Written by Sasha Katz

epiphany

Epiphany is a moment of sudden revelation or insight.  Epiphanies, for the most part, can’t happen without a relationship or a foundation with Jesus.  He’s the one who works with us and in us and brings us to place where insight takes place.  Where revelation comes.  I am so grateful that He speaks. That He breathes life into us.  That His knowledge, understanding, wisdom and love is never-ending.  That He cares deeply, desires to know us and shares His very heart with us.  Epiphanies . . .

What I Learned as a Parent: Sometimes I just don’t know how to bring down a mountain, but He does.

What I Learned as a Partner: I can remember what love does.

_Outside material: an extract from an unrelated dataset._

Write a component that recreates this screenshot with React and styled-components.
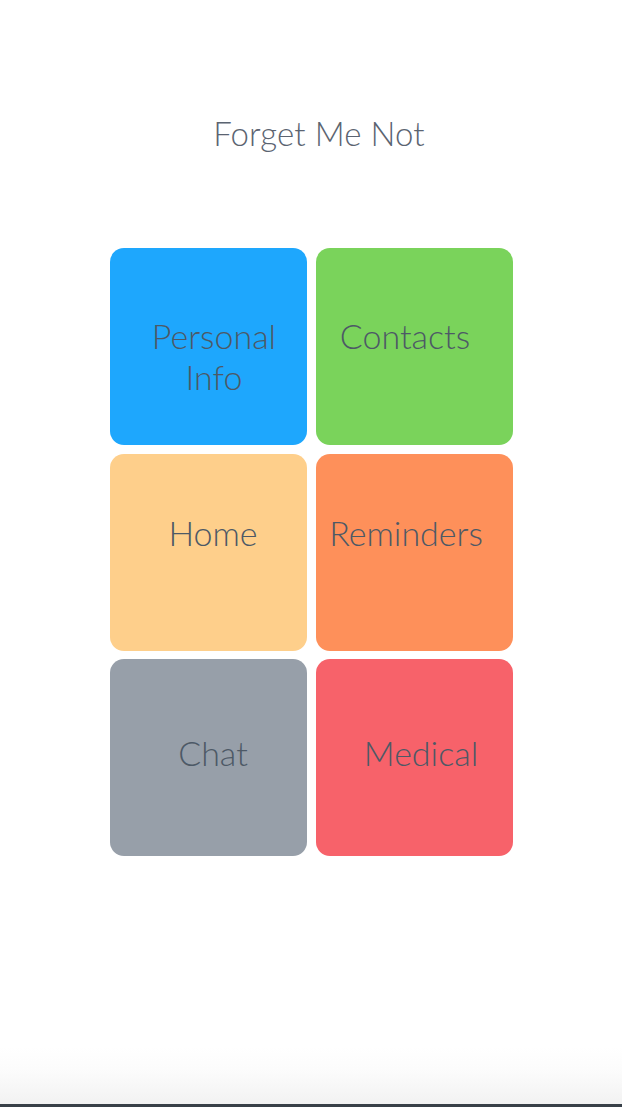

Verse:   If you have run with the footmen, and they have wearied you, Then how can you contend with horses? And if in the land of peace, In which you trusted, they wearied you, Then how will you do in the floodplain of the Jordan? Jeremiah 12:5

Deep Thought: God has big plans for us to run with Him.  Into the battles He has already won.  I embrace the idea of fighting the good fight in floods where waters rise even though I sometimes gasp for air.  In earthquakes where I sometimes loose the ground I am used to walking on.  In lightning storms where I sometimes loose my sight.  For in these battles, we can learn that nothing can separate us from the love of Christ.

Quote: Horses are faster than people, but eagles are faster than horses.  Pastor Levi Lusko’s Message Running with Horses, Jeremiah 12:5

 Book(s)/Blog(s) that Shape Me: Lynn Donovan’s Blog and Site Spiritually Unequal Marriage

My Prayer to You: God, give us your epiphanies.  Lead us to mountains so we can witness your power.  Help us remember to love one another, especially those that are closest to us.  Give us the passion to run with you into battle.  Help us fight our tendency to be weary and lead us to find our strength in You.  Help us to count our losses as opportunities to gain in your Kingdom.  Help us to run hard with horses in battle, but call on the Eagle to bring us to victory.  In Your Holy Name, Amen.